How much does it cost?
Considering how much extra protection you get with extended replacement cost, you’d expect the price you’d pay for it to be expensive.
And yes, it does raise the cost of your homeowners insurance. But it probably isn’t as much as you think.
Factors such as your insurer, the location and value of your home, and even your credit score affects the price. But you can expect to spend an additional $25-$50 annually for this boost in coverage.
Considering that the average homeowner pays $1,083 for homeowners insurance, that comes out to around $100 a month. It just depends on how much coverage you want.
When you compare that monthly cost to the prospect of falling thousands of dollars short on the cost to rebuild your home after a disaster, it doesn’t seem like so much.
When do you need it and is it actually worth it?
How can you decide if standard replacement cost coverage is enough? How do you know if you need to pay for the extended coverage? Here are a few factors to consider:
First, if you live in an area that is prone to natural disasters, it might be in your best interest to spring for extended replacement cost coverage.
Hurricane prone states such as Florida, Texas, and Louisiana lead the national average for homeowners insurance premiums. They come in at $2,055, $1,947 and $1,847 respectively.

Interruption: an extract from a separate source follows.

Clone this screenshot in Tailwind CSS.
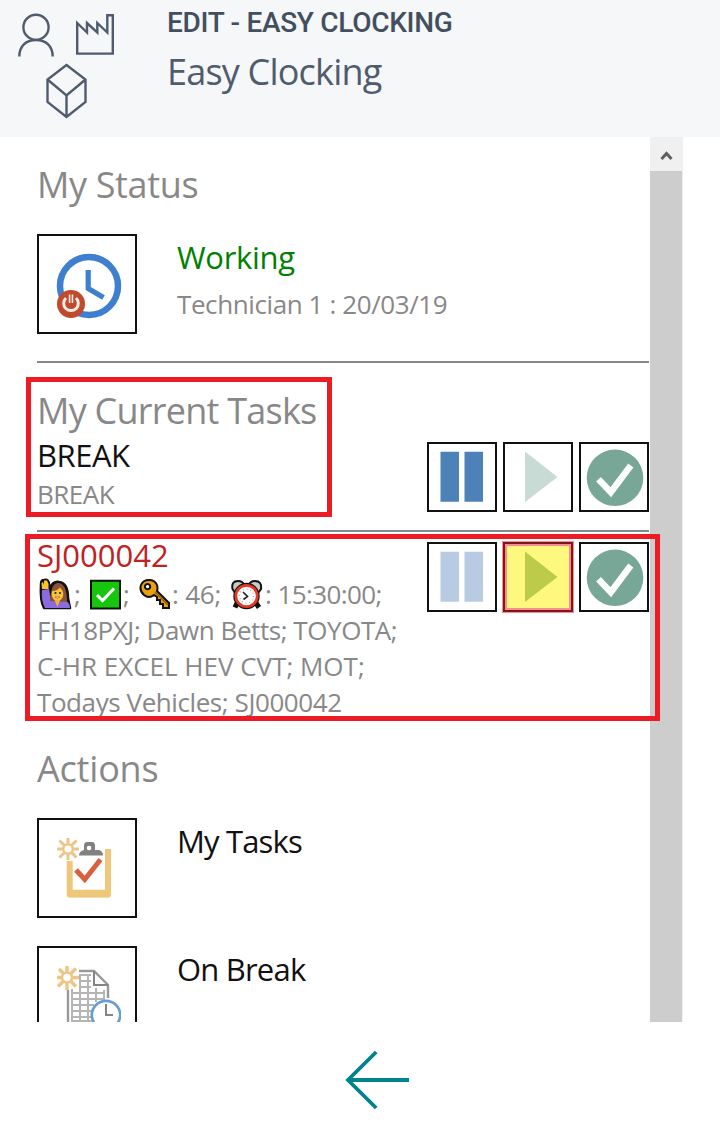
<!DOCTYPE html>
<html lang="en">
<head>
<meta charset="utf-8">
<title>Easy Clocking</title>
<script src="https://cdn.jsdelivr.net/npm/@tailwindcss/browser@4"></script>
</head>
<body class="bg-white">
<div class="relative flex h-[1127px] w-[720px] flex-col overflow-hidden font-['Open_Sans','Noto_Sans',sans-serif] whitespace-nowrap text-[#888]">
  <header class="flex h-[137px] shrink-0 bg-[#f5f7f9]">
    <svg class="w-[167px] shrink-0" height="137" viewBox="0 0 167 137" fill="none" stroke="#505c6d" stroke-width="2.4">
      <circle cx="36" cy="27.3" r="12.6"/><path d="M19.3 56.5C19.3 46 26 40 36 40S52.700 46 52.700 56.500"/>
      <path d="M77.200 53.600V23L87 32.500V23L97.300 32.500V23L107.300 32.500V15.200H112.800V53.600Z"/>
      <path d="M66.500 65L85.500 79.500V102L66.500 117L47.500 102V79.500ZM47.500 79.500L66.500 95.500L85.500 79.500M66.500 95.500V117"/>
    </svg>
    <div class="flex flex-col pt-[7px]">
      <div class="h-[32px] text-[28px] leading-[32px] font-medium tracking-[-0.3px] text-[#434f5f] font-['Roboto',sans-serif]">EDIT - EASY CLOCKING</div>
      <div class="mt-[9px] text-[36px] leading-[48px] tracking-[-0.8px] text-[#505c6d]">Easy Clocking</div>
    </div>
  </header>

  <div class="flex h-[885px] shrink-0 overflow-hidden">
    <main class="ml-[37px] w-[613px] pt-[24px] pr-px">
      <h2 class="text-[36px] leading-[48px] tracking-[-0.35px]">My Status</h2>
      <div class="mt-[25px] flex h-[100px]">
        <div class="size-[100px] border-2 border-[#111]">
          <svg width="96" height="96" viewBox="39 236 96 96" fill="none">
            <circle cx="89" cy="286" r="29" stroke="#3f7fcf" stroke-width="6.500"/>
            <path d="M88.200 270V288.500L103.500 297.500" stroke="#3f7fcf" stroke-width="5.200"/>
            <circle cx="71" cy="304" r="14" fill="#c04a2b"/><path d="M66 298A7.300 7.300 0 1 0 76 298" stroke="#fbeae5" stroke-width="3"/><path d="M71 294.500V303" stroke="#fbeae5" stroke-width="4.500"/><path d="M71 294V304" stroke="#c04a2b" stroke-width="1.300"/>
          </svg>
        </div>
        <div class="ml-[40px]">
          <div class="mt-[2px] text-[31px] leading-[42px] tracking-[-0.3px] text-[#008000]">Working</div>
          <div class="mt-[8px] text-[26px] leading-[36px] tracking-[-0.4px]">Technician 1 : 20/03/19</div>
        </div>
      </div>
      <hr class="mt-[27px] border-0 border-t-2 border-[#888]">

      <h2 class="-mb-px mt-[24px] text-[36px] leading-[48px] tracking-[-0.75px]">My Current Tasks</h2>
      <div class="flex h-[96px] justify-between">
        <div>
          <div class="text-[31px] leading-[42px] tracking-[-0.5px] text-[#111]">BREAK</div>
          <div class="text-[26px] leading-[36px] tracking-[-0.5px]">BREAK</div>
        </div>
        <div class="mt-[8px] flex gap-[6px]">
          <div class="size-[70px] border-2 border-[#111]"><svg width="66" height="66"><path d="M11.500 7.700H30V57.700H11.500ZM35.500 7.700H54V57.700H35.500Z" fill="#4d82b8"/></svg></div>
          <div class="size-[70px] border-2 border-[#111]"><svg width="66" height="66"><path d="M20 7.500L52.500 33L20 58Z" fill="#c8dbd5"/></svg></div>
          <div class="size-[70px] border-2 border-[#111]"><svg width="66" height="66" fill="none"><circle cx="34" cy="33.800" r="28.300" fill="#78a797"/><path d="M17.500 35.300L29.800 48.200L49.800 21.500" stroke="#fff" stroke-width="6.500"/></svg></div>
        </div>
      </div>
      <hr class="border-0 border-t-2 border-[#888]">

      <div class="flex h-[188px] justify-between pt-[2px]">
        <div>
          <div class="text-[31px] leading-[42px] text-[#c02222]">SJ000042</div>
          <div class="text-[26px] leading-[36px]">
            <div class="flex h-[36px]">
              <svg class="w-[37px] shrink-0" height="36" viewBox="37 576 37 36" stroke-linejoin="round">
                <path d="M41 584Q41 580 44 580Q49 579 49 585L50 588Q53 581 59 582Q68 583 68 598L70 608H44Q40 601 41 584Z" fill="#111" stroke="#111" stroke-width="2.500"/>
                <path d="M42 590L49 589L51 601L57 600L66 601Q70 603 70 608H45Q41 601 42 590Z" fill="#8a6be0"/>
                <path d="M42 589L41.500 583L43 582L44 585V580.500H47L48.500 584V589Z" fill="#fcc331"/>
                <path d="M50 601Q51 583 58 583Q67 583 67 602Z" fill="#8b5336"/>
                <ellipse cx="57.500" cy="594" rx="5.800" ry="7" fill="#fcc331"/><path d="M52 591Q58 591 60 587Q61 590 64 591Q62 584 57 585Q52 586 52 591Z" fill="#8b5336"/>
                <path d="M54.500 600H60L57.500 607Z" fill="#f5b52c"/><circle cx="55.500" cy="593" r="1.100" fill="#222"/><circle cx="60" cy="593" r="1.100" fill="#222"/><path d="M55 597Q57.500 600 60 597Z" fill="#fff" stroke="#843" stroke-width=".6"/>
              </svg><span class="w-[16px]">;</span>
              <svg class="w-[32px] shrink-0" height="36" viewBox="90 576 32 36"><path d="M91 580.800H120V608.500H91Z" fill="#16c60c" stroke="#111" stroke-width="2"/><path d="M97 595L102.500 600.500L114 588.500" fill="none" stroke="#fff" stroke-width="3"/></svg>
              <span class="ml-px w-[16px]">;</span>
              <svg class="w-[33px] shrink-0" height="36" viewBox="139 576 33 36"><path fill-rule="evenodd" d="M149 580Q155 580 157 585Q158 588 157 591L169 603V608H163V604H160V600H157V597L154 595Q149 599 144 595Q139 590 141 585Q143 580 149 580ZM147.500 584A2.600 2.600 0 1 0 147.600 584Z" fill="#e8a00e" stroke="#111" stroke-width="2"/><path d="M155 592L168 605" stroke="#935d05" stroke-width="1.500"/></svg>
              <span class="w-[59px] tracking-[-0.2px]">: 46;</span>
              <svg class="w-[32px] shrink-0" height="36" viewBox="231 576 32 36"><path d="M237 603L235 607.500M256 603L259 607.500" stroke="#111" stroke-width="5"/><path d="M232.500 589Q231 581 238 581Q243 581 244 585L235 593ZM261 589Q262 581 255 581Q250 581 249 585L258 593Z" fill="#c9c9c9" stroke="#111" stroke-width="2"/><circle cx="246.500" cy="596" r="10.700" fill="#fff" stroke="#111" stroke-width="5"/><circle cx="246.500" cy="596" r="10.700" fill="#fff" stroke="#e33a24" stroke-width="2.800"/><circle cx="246.500" cy="596" r="7" fill="none" stroke="#aaa" stroke-width="1.200" stroke-dasharray="1 2.660"/><path d="M243 592L247.500 596.500L243.500 599.500" fill="none" stroke="#222" stroke-width="1.600"/></svg>
              <span class="ml-[2px] tracking-[-0.6px]">: 15:30:00;</span>
            </div>
            <div class="tracking-[-0.44px]">FH18PXJ; Dawn Betts; TOYOTA;</div>
            <div>C-HR EXCEL HEV CVT; MOT;</div>
            <div class="tracking-[-0.42px]">Todays Vehicles; SJ000042</div>
          </div>
        </div>
        <div class="mt-[8px] flex gap-[6px]">
          <div class="size-[70px] border-2 border-[#111]"><svg width="66" height="66"><path d="M11.500 7.700H30V57.700H11.500ZM35.500 7.700H54V57.700H35.500Z" fill="#b8cbe3"/></svg></div>
          <div class="relative size-[70px] border-2 border-[#111]"><svg width="66" height="66"><path d="M20 7.500L52.500 33L20 58Z" fill="#79a694"/></svg>
            <div class="absolute -inset-[3px] border-[5px] border-[#ed1c24]/50 bg-[#fff200]/50 bg-clip-padding"></div>
          </div>
          <div class="size-[70px] border-2 border-[#111]"><svg width="66" height="66" fill="none"><circle cx="34" cy="33.800" r="28.300" fill="#78a797"/><path d="M17.500 35.300L29.800 48.200L49.800 21.500" stroke="#fff" stroke-width="6.500"/></svg></div>
        </div>
      </div>

      <h2 class="mt-[25px] text-[36px] leading-[48px] tracking-[-0.2px]">Actions</h2>
      <div class="mt-[25px] flex h-[100px]">
        <div class="size-[100px] border-2 border-[#111]">
          <svg width="96" height="96" viewBox="39 820 96 96" fill="none">
            <path d="M69.700 861V894.500H108V849" stroke="#eec77b" stroke-width="6" stroke-linejoin="round"/><path d="M68 893.500H110" stroke="#eec77b" stroke-width="7.500"/>
            <path d="M79 855.500Q79 851 84 850V846Q84 842 87 842H92Q95 842 95 846V850H99Q103 851 103 855.500Z" fill="#818181"/><circle cx="89" cy="848" r="2.300" fill="#fff"/>
            <path d="M76 870L84.800 879.500L100.500 859.500" stroke="#d9603f" stroke-width="5"/>
            <g stroke="#eec586" stroke-width="3"><circle cx="68" cy="849" r="4.800" stroke-width="2.500"/><path d="M68 838V845M68 853V860M57 849H64M72 849H79M59.500 840.500L65 846M71 852L76.500 857.500M76.500 840.500L71 846M65 852L59.500 857.500"/></g>
          </svg>
        </div>
        <div class="mt-[2px] ml-[40px] text-[31px] leading-[42px] tracking-[-0.85px] text-[#111]">My Tasks</div>
      </div>
      <div class="mt-[28px] flex h-[100px]">
        <div class="size-[100px] border-2 border-[#111]">
          <svg width="96" height="96" viewBox="39 948 96 96" fill="none">
            <path d="M79 971H94L108 985V998M68 990V1026" stroke="#999" stroke-width="2.400"/><path d="M94 971V985H108" stroke="#858585" stroke-width="2"/>
            <path d="M79 975H91M79 981H91M79 987H91M72 993H105M72 999H105M72 1005H94M72 1011H92M72 1017H92M72 1021H92M72 989V1024M80 975V1024M88 975V1024M96 988V1002M104 990V998" stroke="#b5b5b5" stroke-width="2"/>
            <g stroke="#eec586" stroke-width="3.400"><circle cx="67" cy="977.500" r="5" stroke-width="2.500"/><path d="M67 966V973M67 982V990M57 977.500H62M72 977.500H79M59 969L64 974M70.500 981L76 986.500M76 968.500L70.500 974M63.500 981L58 986.500"/></g>
            <circle cx="106" cy="1015" r="14.200" fill="#fff" stroke="#679fd3" stroke-width="2.700"/><path d="M106 1004V1015H113" stroke="#858585" stroke-width="2"/><path d="M121.500 995V1030" stroke="#fff"/>
          </svg>
        </div>
        <div class="mt-[2px] ml-[40px] text-[31px] leading-[42px] tracking-[-0.8px] text-[#111]">On Break</div>
      </div>
    </main>
    <div class="w-[33px] bg-[#f0f0f0]">
      <svg class="block" width="33" height="34"><path d="M11.500 22L16.500 16.500L21.500 22" fill="none" stroke="#606060" stroke-width="3"/></svg>
      <div class="h-[851px] w-[32px] bg-[#cdcdcd]"></div>
    </div>
  </div>

  <footer class="flex h-[105px] items-center pl-[345px]">
    <svg class="mt-[11px]" width="65" height="62" viewBox="345 1049 65 62" fill="none" stroke="#00838a" stroke-width="3.800"><path d="M409 1080H348M376.200 1052L348 1080L376.200 1108"/></svg>
  </footer>

  <div class="absolute top-[377px] left-[26px] h-[140px] w-[306px] border-[5px] border-[#ed1c24]"></div>
  <div class="absolute top-[534px] left-[25px] h-[187px] w-[635px] border-[5px] border-[#ed1c24]"></div>
</div>
</body>
</html>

Homeowners in those areas might not like the idea of extra coverage. It’ll raise the already high price for premiums. But thinking about the potential astronomical prices that could happen down the road puts the extra monthly fee into perspective.
Having that extended coverage can come in handy. It’ll get you back to your standard of living without having to foot the bill.
If you own a second property and the urgency to rebuild after a disaster isn’t on the table, you could consider skipping extended replacement cost coverage. But again, if it’s in a high-risk area, it might just be worth it regardless.
Other factors to consider: your overall financial health and how much you value peace of mind.
Sure, you might have enough assets to cover any surprise expenses. But if it’s something that weighs on your mind, the slightly higher premium might be worthwhile.